Megat Seri Rama wafat karena kena lemparan keris Sultan Mahmud di ujung ibu jari kakinya dan disumpah muntah darah oleh Baginda Sultan. Sumpah itu berlaku terhadap tujuh keturunan Laksemana, tak boleh menginjakkan kaki di Kota Tinggi atau Johor Lama, yang kalau dilanggar akan muntah darah.
Rajah 7: Makam Laksemana Megat Seri Rama di Kampung Kelantan, Hulu Sungai
Johor, Kerajaan Negeri Johor, Malaysia.
Sumber Rujukan: Detik Travel
Sultan Mahmud juga mangkat karena ditikam oleh Laksemana Bentan ketika dijulang dalam perjalanan menuju masjid hendak melaksanakan shalat Jumaat. Itulah sebabnya, setelah mangkat baginda dikenal sebagai Sultan Mahmud Mangkat Dijulang. Peristiwa itu tergolong paling tragis dalam sejarah Melayu sepanjang masa, jauh lebih tragis daripada perlawanan Hang Jebat terhadap Sultan Melaka. Apatah lagi, jika dikaitkan dengan rangkaian peristiwa yang terjadi kemudian. Pusara Laksemana Bentan dan istrinya, Dang Anum, bersanding mesra di Kompek Makam Kampung Kelantan, Hulu Sungai Johor.
13. Kalam Penutup
Di atas telah disebutkan bahwa ketika akan dijadikan raja, Sang Sapurba Taramberi Tribuana atau Seri Tribuana dengan Demang Lebar Daun mengucapkan sumpah setia. Sumpah itu dikenal dengan sebutan Sumpah Setia Melayu (lihat Sulalat al-Salatin atau Sejarah Melayu). “Maka sembah Demang Lebar Daun, Adapun Tuanku segala anak-cucu patik sedia jadi hamba ke bawah duli Yang Dipertuan; hendaklah ia diperbaiki oleh anak-cucu duli Tuanku. Dan, ia berdosa, sebesar-besar dosanya pun, jangan ia difadhihatkan, dinista dengan kata yang jahat; jikalau besar dosanya dibunuh, itu pun jikalau berlaku pada hukum syarak.” Maka titah Sang Sapuba, “Hendaklah pada akhir zaman kelak anak-cucu bapa hamba jangan durhaka pada anak-cucu kita, jikalau ia zalim dan jahat pekerti sekalipun.” Maka sembah Demang Lebar Daun, “Baiklah Tuanku, tetapi jikalau anak buah Tuanku dahulu mengubahkan dia, maka anak-cucu patik pun mengubahkanlah.” Maka titah Seri Tri Buana, ”Baiklah,kabullah hamba akan waad itu.” Maka keduanya pun bersumpah-sumpahlah, barang siapa mengubahkan perjanjiannya itu dibalik(kan) Allah subhanahu wataala bumbungan rumahnya ke bawah, kaki tiangnya ke atas.

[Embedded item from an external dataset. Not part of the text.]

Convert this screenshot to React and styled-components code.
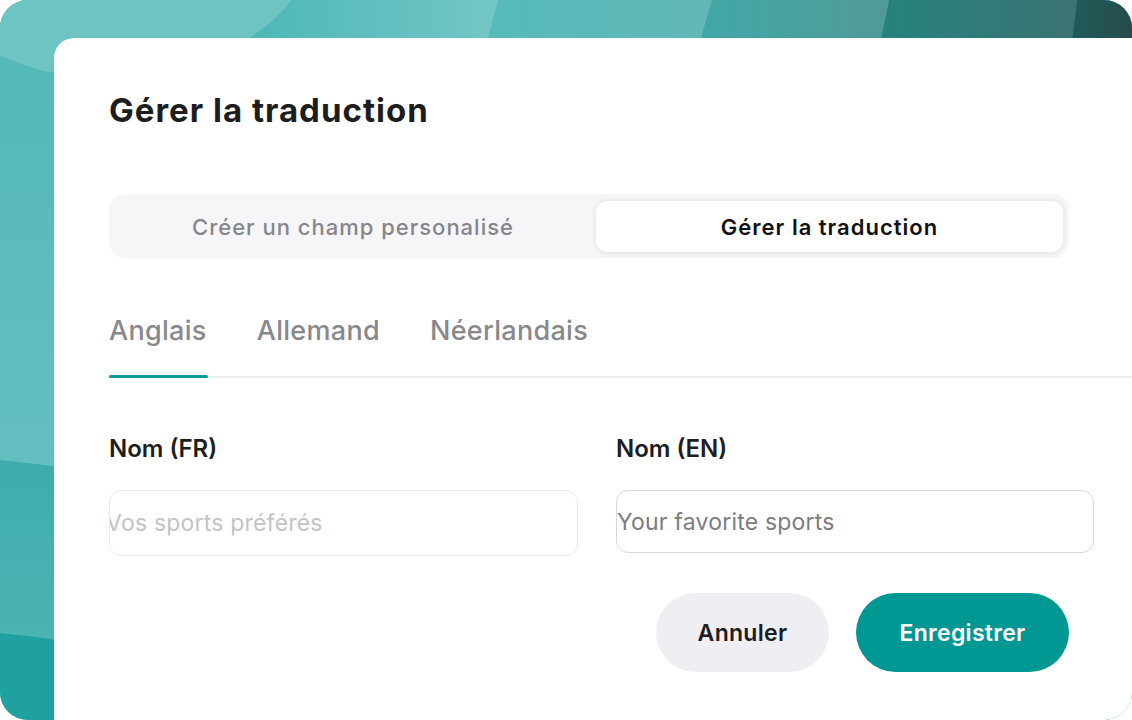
import React from "react";
import styled, { createGlobalStyle } from "styled-components";

const GlobalStyle = createGlobalStyle`
  * { box-sizing: border-box; }
  html, body { margin: 0; padding: 0; background: #ffffff; }
  body { font-family: Inter, "Noto Sans", "Liberation Sans", sans-serif; }
`;

const Frame = styled.div`
  position: relative;
  width: 1132px;
  height: 720px;
  padding: 38px 0 0 54px;
  border-radius: 28px;
  overflow: hidden;
  background: #55b9b8;
`;

const Backdrop = styled.svg`
  position: absolute;
  inset: 0;
  width: 100%;
  height: 100%;
`;

const Panel = styled.section`
  position: relative;
  height: 100%;
  padding: 53px 0 0 55px;
  background: #ffffff;
  border-top-left-radius: 20px;
  display: flex;
  flex-direction: column;
`;

const Title = styled.h1`
  margin: 0;
  font-size: 33px;
  line-height: 38px;
  font-weight: 700;
  color: #1d1d1f;
  letter-spacing: 1px;
`;

const Segmented = styled.div`
  margin-top: 65px;
  width: 960px;
  height: 64px;
  padding: 7px 6px 6px 7px;
  border-radius: 16px;
  background: #f6f6f8;
  display: grid;
  grid-template-columns: 1fr 467px;
  column-gap: 6px;
`;

const Segment = styled.button`
  border: 0;
  border-radius: 12px;
  font-family: inherit;
  font-size: 22px;
  letter-spacing: 1px;
  font-weight: ${(p) => (p.$active ? 600 : 500)};
  color: ${(p) => (p.$active ? "#111113" : "#85858a")};
  background: ${(p) => (p.$active ? "#ffffff" : "transparent")};
  box-shadow: ${(p) =>
    p.$active ? "0 0 0 3px rgba(235, 235, 238, 0.7), 0 2px 6px rgba(0,0,0,0.03)" : "none"};
  cursor: pointer;
`;

const TabBar = styled.div`
  margin-top: 56px;
  display: flex;
  gap: 50px;
  border-bottom: 2px solid #efeff2;
`;

const Tab = styled.div`
  position: relative;
  padding-bottom: 29px;
  font-size: 27px;
  line-height: 33px;
  letter-spacing: 0.3px;
  font-weight: 500;
  color: #88888c;
  cursor: pointer;

  &::after {
    content: "";
    display: ${(p) => (p.$active ? "block" : "none")};
    position: absolute;
    left: 0;
    right: -1px;
    bottom: -2px;
    height: 3px;
    border-radius: 2px;
    background: #0e9b98;
  }
`;

const Fields = styled.div`
  margin-top: 56px;
  display: grid;
  grid-template-columns: 469px 478px;
  column-gap: 38px;
`;

const Field = styled.label`
  display: flex;
  flex-direction: column;
  gap: 27px;
`;

const Label = styled.span`
  font-size: 24px;
  line-height: 29px;
  font-weight: 600;
  color: #1d1d1f;
`;

const Input = styled.input`
  height: ${(p) => p.$h}px;
  padding: 0 0 0 ${(p) => p.$pad}px;
  border: 1.5px solid ${(p) => p.$border};
  border-radius: 12px;
  background: #ffffff;
  font-family: inherit;
  font-size: 23px;
  letter-spacing: 0.2px;
  color: #1d1d1f;
  outline: none;

  &::placeholder {
    color: ${(p) => p.$hint};
    opacity: 1;
  }
`;

const Actions = styled.div`
  margin-top: 37px;
  width: 960px;
  display: flex;
  justify-content: flex-end;
  gap: 27px;
`;

const Button = styled.button`
  height: 79px;
  width: ${(p) => p.$w}px;
  border: 0;
  border-radius: 40px;
  font-family: inherit;
  font-size: 23px;
  letter-spacing: 0.3px;
  font-weight: 600;
  color: ${(p) => (p.$primary ? "#ffffff" : "#1d1d1f")};
  background: ${(p) => (p.$primary ? "#019894" : "#efeff3")};
  cursor: pointer;
`;

const Waves = () => (
  <Backdrop viewBox="0 0 1132 720" preserveAspectRatio="none" aria-hidden="true">
    <defs>
      <linearGradient id="gLeft" x1="0" y1="0" x2="0" y2="1">
        <stop offset="0" stopColor="#52b7b6" />
        <stop offset="1" stopColor="#6dc4c4" />
      </linearGradient>
      <linearGradient id="gMid" x1="0" y1="0" x2="0" y2="1">
        <stop offset="0" stopColor="#3eacab" />
        <stop offset="1" stopColor="#4cb4b3" />
      </linearGradient>
      <linearGradient id="b1" x1="0" y1="0" x2="1" y2="0">
        <stop offset="0" stopColor="#4db8b7" />
        <stop offset="1" stopColor="#74c6c6" />
      </linearGradient>
      <linearGradient id="b2" x1="0" y1="0" x2="1" y2="0">
        <stop offset="0" stopColor="#55bbba" />
        <stop offset="1" stopColor="#63b7b7" />
      </linearGradient>
      <linearGradient id="b3" x1="0" y1="0" x2="1" y2="0">
        <stop offset="0" stopColor="#40a8a6" />
        <stop offset="1" stopColor="#519a98" />
      </linearGradient>
      <linearGradient id="b4" x1="0" y1="0" x2="1" y2="0">
        <stop offset="0" stopColor="#26837f" />
        <stop offset="1" stopColor="#3b7272" />
      </linearGradient>
      <linearGradient id="b5" x1="0" y1="0" x2="1" y2="0">
        <stop offset="0" stopColor="#1f5b59" />
        <stop offset="1" stopColor="#264c4c" />
      </linearGradient>
    </defs>
    <rect width="1132" height="720" fill="url(#gLeft)" />
    <path d="M0 460 Q 30 463 60 467 L60 640 Q 30 636 0 633 Z" fill="url(#gMid)" />
    <path d="M0 633 Q 30 636 60 640 L60 720 L0 720 Z" fill="#1fa19f" />
    <path d="M250 0 L500 0 L488 38 L250 38 Z" fill="url(#b1)" />
    <path d="M498 0 L712 0 L701 38 L488 38 Z" fill="url(#b2)" />
    <path d="M712 0 L889 0 L881 38 L701 38 Z" fill="url(#b3)" />
    <path d="M889 0 L1077 0 L1072 38 L881 38 Z" fill="url(#b4)" />
    <path d="M1077 0 L1132 0 L1132 38 L1072 38 Z" fill="url(#b5)" />
    <path d="M0 0 L292 0 Q 240 65 120 78 Q 50 80 0 55 Z" fill="#6ec3c3" />
  </Backdrop>
);

export default function App() {
  return (
    <>
      <GlobalStyle />
      <Frame>
        <Waves />
        <Panel>
          <Title>Gérer la traduction</Title>
          <Segmented>
            <Segment>Créer un champ personalisé</Segment>
            <Segment $active>Gérer la traduction</Segment>
          </Segmented>
          <TabBar>
            <Tab $active>Anglais</Tab>
            <Tab>Allemand</Tab>
            <Tab>Néerlandais</Tab>
          </TabBar>
          <Fields>
            <Field>
              <Label>Nom (FR)</Label>
              <Input
                readOnly
                $h={66}
                $pad={0}
                $border="#eaeaed"
                $hint="#c3c3c7"
                style={{ textIndent: "-4px" }}
                placeholder="Vos sports préférés"
              />
            </Field>
            <Field>
              <Label>Nom (EN)</Label>
              <Input
                readOnly
                $h={63}
                $pad={0}
                $border="#d7d7db"
                $hint="#7c7c80"
                placeholder="Your favorite sports"
              />
            </Field>
          </Fields>
          <Actions>
            <Button $w={173}>Annuler</Button>
            <Button $w={213} $primary>Enregistrer</Button>
          </Actions>
        </Panel>
      </Frame>
    </>
  );
}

Dengan bahasa kita sekarang, inti Sumpah Setia Melayu itu, “Rakyat tak boleh mendurhaka kepada raja, tetapi raja pun tak boleh mempermalukan rakyat.” Pelbagai penafsiran boleh dibuat tentang makna yang dikandung oleh Sumpah Setia itu selain arti harfiahnya.

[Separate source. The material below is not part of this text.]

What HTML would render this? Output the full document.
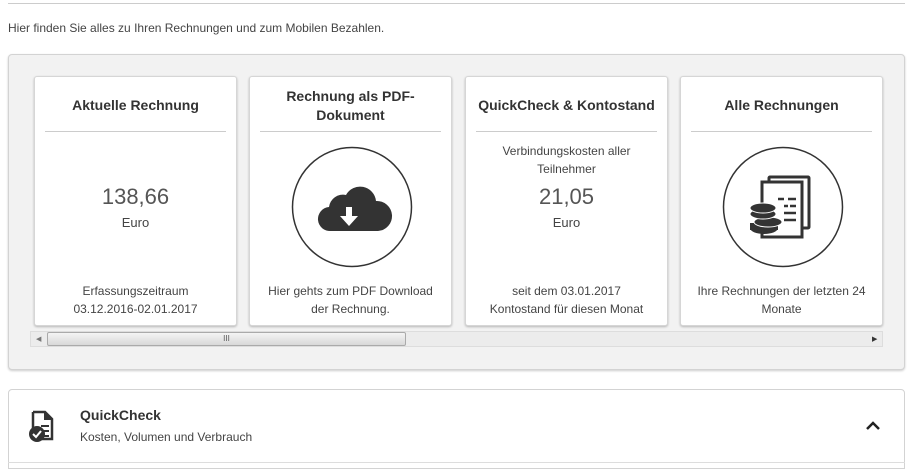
<!DOCTYPE html><html><head><style>
*{margin:0;padding:0;box-sizing:border-box}
body{width:909px;height:469px;background:#fff;font-family:"Liberation Sans",sans-serif;color:#333;position:relative;overflow:hidden}
.a{position:absolute}
.card{position:absolute;top:76px;width:203px;height:250px;background:#fff;border:1px solid #d6d6d6;border-radius:3px;box-shadow:0 1px 2px rgba(0,0,0,.25);text-align:center}
.card h3{position:absolute;left:0;right:0;font-size:14px;font-weight:bold;color:#333;line-height:19px}
.card .hr{position:absolute;left:10px;right:10px;top:54px;border-top:1px solid #ccc}
.t{position:absolute;left:0;right:0;font-size:12px;line-height:18px;color:#444}
.big{position:absolute;left:0;right:0;font-size:22px;color:#555;font-weight:300}
</style></head><body>
<div class="a" style="left:8px;top:3px;width:897px;border-top:1px solid #ccc"></div>
<div class="a" style="left:8px;top:21px;font-size:12px;color:#444">Hier finden Sie alles zu Ihren Rechnungen und zum Mobilen Bezahlen.</div>
<div class="a" style="left:8px;top:54px;width:897px;height:316px;background:#f2f2f2;border:1px solid #d3d3d3;border-radius:4px;box-shadow:0 1px 2px rgba(0,0,0,.2)"></div>

<div class="card" style="left:34px"><h3 style="top:19px">Aktuelle Rechnung</h3><div class="hr"></div>
<div class="big" style="top:107px">138,66</div><div class="t" style="top:137px;font-size:13px">Euro</div>
<div class="t" style="top:205px">Erfassungszeitraum<br>03.12.2016-02.01.2017</div></div>

<div class="card" style="left:249px"><h3 style="top:10px">Rechnung als PDF-<br>Dokument</h3><div class="hr"></div>
<svg class="a" style="left:41px;top:69px" width="122" height="122"><circle cx="61" cy="61" r="59.5" fill="none" stroke="#333" stroke-width="1.5"/>
<path d="M40 85 a12 12 0 0 1 -2 -24 a14 14 0 0 1 17 -12 a16 16 0 0 1 30 6 a12 12 0 0 1 2 30 z" fill="#333"/>
<path d="M55 61 h6 v9 h6 l-9 10 l-9 -10 h6 z" fill="#fff"/></svg>
<div class="t" style="top:205px">Hier gehts zum PDF Download<br>der Rechnung.</div></div>

<div class="card" style="left:465px"><h3 style="top:19px">QuickCheck &amp; Kontostand</h3><div class="hr"></div>
<div class="t" style="top:65px">Verbindungskosten aller<br>Teilnehmer</div>
<div class="big" style="top:107px">21,05</div><div class="t" style="top:137px;font-size:13px">Euro</div>
<div class="t" style="top:205px">seit dem 03.01.2017<br>Kontostand für diesen Monat</div></div>

<div class="card" style="left:680px"><h3 style="top:19px">Alle Rechnungen</h3><div class="hr"></div>
<svg class="a" style="left:41px;top:69px" width="122" height="122"><circle cx="61" cy="61" r="59.5" fill="none" stroke="#333" stroke-width="1.5"/>
<rect x="47" y="31" width="40" height="51" fill="none" stroke="#333" stroke-width="3" rx="1"/>
<rect x="40" y="36" width="40" height="55" fill="#fff" stroke="#333" stroke-width="3"/>
<path d="M56 53h6M66 53h8M62 60h4M68 60h6M62 67h12M62 74h12" stroke="#333" stroke-width="2.5"/>
<ellipse cx="42" cy="82" rx="14" ry="6" fill="#333"/><rect x="28" y="77" width="28" height="7" fill="#333"/>
<ellipse cx="46" cy="76" rx="14" ry="5" fill="#333" stroke="#fff" stroke-width="1"/>
<ellipse cx="41" cy="68" rx="13" ry="5" fill="#333" stroke="#fff" stroke-width="1"/>
<ellipse cx="41" cy="62" rx="13" ry="5" fill="#333" stroke="#fff" stroke-width="1"/></svg>
<div class="t" style="top:205px">Ihre Rechnungen der letzten 24<br>Monate</div></div>

<div class="a" style="left:30px;top:331px;width:853px;height:16px;background:#ececec;border:1px solid #ddd"></div>
<div class="a" style="left:36px;top:335px;font-size:7px;color:#777">◀</div>
<div class="a" style="left:47px;top:332px;width:359px;height:14px;background:linear-gradient(#f4f4f4,#d8d8d8);border:1px solid #aaa;border-radius:2px;font-size:8px;text-align:center;line-height:12px;color:#555">III</div>
<div class="a" style="left:872px;top:335px;font-size:7px;color:#333">▶</div>

<div class="a" style="left:8px;top:389px;width:897px;height:80px;background:#fff;border:1px solid #d3d3d3;border-radius:4px 4px 0 0"></div>
<div class="a" style="left:8px;top:462px;width:897px;border-top:1px solid #ddd"></div>
<svg class="a" style="left:27px;top:410px" width="32" height="34"><path d="M6 2h12l7 7v20h-13" fill="none" stroke="#333" stroke-width="2.5"/><path d="M6 2v16" stroke="#333" stroke-width="2.5"/><path d="M17 2v8h8" fill="#333"/><path d="M14 16h8M14 21h8M14 26h8" stroke="#333" stroke-width="2"/><circle cx="10" cy="24" r="8" fill="#333"/><path d="M6 24l3 3l5 -6" stroke="#fff" stroke-width="2" fill="none"/></svg>
<div class="a" style="left:80px;top:407px;font-size:14px;font-weight:bold">QuickCheck</div>
<div class="a" style="left:80px;top:430px;font-size:12px;color:#444">Kosten, Volumen und Verbrauch</div>
<svg class="a" style="left:865px;top:420px" width="16" height="12"><path d="M2 9l6 -6l6 6" fill="none" stroke="#222" stroke-width="2.5"/></svg>
</body></html>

Raja Ali Haji memang tak menyebutkan perihal Sumpah Setia itu di dalam karya-karya beliau. Akan tetapi, di dalam Tuhfat al-Nafis jelas-jelas beliau mengatakan mengapa peristiwa-peristiwa ini terjadi: Singapura dilanggar todak, Singapura ditaklukkan oleh Majapahit, dan Melaka dilanggar Peringgi. Engku Haji Ali secara tersirat hendak mengingatkan kita akan saktinya Sumpah Setia Melayu itu. Dan, putra-putra perkasa Bintan, Hang Tuah, Hang Jebat, dan yang paling menggemparkan Laksemana Bintan atau Laksemana Megat Seri Rama mempertegaskan bahwa Sumpah Setia itu memang tak boleh dilanggar. Adakah maknanya semua peristiwa itu bagi generasi Melayu masa kini?